After watching the movies, I can't read the books any more. Tolkien was many things, he's great at world building and mythology, but storytelling is not among his greatest qualities.
So, I read the books. And they are very good. There is a reason that the series is so influential.
And there are definitely some things that I do not like about the movies. The shield-surfing, for example.
But as movie adaptations go, it is pretty darn faithful to the original. Like, I've seen a lot of movie adaptations where you're going to miss a lot of material if you don't do the books, but they kept all the significant stuff in. They streamlined it a little, and no Tom Bombadill, but I seriously think that it does a solid job of capturing the original.
Like, if there's any book or series where I think that watching the movie would get you a pretty good approximation of the material and still be a really good movie, Lord of the Rings has to be near the top.
The mass effect trilogy.

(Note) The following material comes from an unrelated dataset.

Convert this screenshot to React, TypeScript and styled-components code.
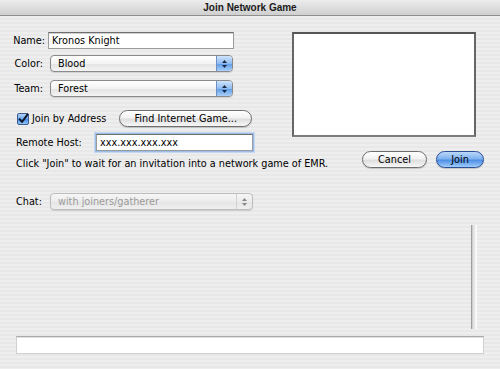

Yeah, shut up, the ending is great. NEVER had a problem with it. It's a videogame, really expecting that the ending will take into account all the decisions over 100 hours of gameplay and dialogue and give you a very personal ending for you is lunacy. Even real life doesn't work like that. The 3 endings with slight variations depending of your war assets was more than enough for me.
If you mean The Hitchhiker's Guide to the Galaxy, man, I have a completely different take.
I use that as one of two prime examples of a series that I love the first book of but steadily like less-and-less as the series goes on. The other example is Dune.
Hitchhiker's Guide to the Galaxy starts out funny. Okay, yes, black humor, but it's funny. And it gets steadily less-pleasant and grimmer over the course of the series. I'm not really enjoying it towards the last book or so any more.
Maybe a third series would be the Calvin and Hobbes comics, though I don't know if you can call that a series. Late Calvin and Hobbes, if you've ever read through a complete compendium, is very rarely funny, just kind of unhappy and cynical. The early and mid stuff, by contrast, is my favorite comic.
EDIT: Well, at least Watterson did leave it on a positive note with the final comic:
I do have a pretty solid complaint about back to the Future part 2, because if Marty goes into the future he should arrive in a future where he disappeared back in 1985.
They really should have introduced a new protagonist just for that section, otherwise it's not internally consistent with itself.
Definitely not. I'm a huge fan of the originals since I was a kid, but there's no way Return of the Jedi finished out a perfect trilogy. No way. Not even close.
EDIT: It's by far my favorite, no other trilogy comes close for me. But it is not perfect.
It fully explains Wolverine's power set, explains why he has no memory in X-Men, and puts a pin in the storyline with Stryker by X2.
Folks HATE Origins, and I get it, nobody likes that version of Deadpool. That being said, it's NOT the shit show that Last Stand turned out to be, and with this trilogy, you can safely pretend Last Stand never existed.
The love story with Silverfox was sweet and touching.
The battle by battle history sequence with Wolverine and Sabertooth was great.
Even before the transformation, Ryan Reynolds nailed Wade's basic trait as "the Merc with the mouth" before it all goes horribly, horribly wrong.
The only thing it doesn't really explain is how Sabertooth apparently got brain damage between the two.
The Mistborn trilogy by Brandon Sanderson. The original one that is, the second trilogy in the same universe not as much.
A good example for a writer who managed to place two consecutive trilogies in the same universe is Trudi Canavan with the Black Magician & Traitor Spy trilogies.
The original Crash Bandicoot games for the PS1: while the 2nd is the best of them all IMO, the other titles are so good that they created out of nowhere one of the most revered PlayStation mascots
Not all their best songs on those two albums, and some of them kind of sucked tbh.
However. How the fuck ever.
Listen to the entire pair, all the way through, in order, longhand. I don't care, just do it.
When you get to the last track, Soldier side, it pulls together all the themes that have been foreshadowed and hinted at across two entire albums, and oh holy fucking shit. When it breaks, your jaw will drop.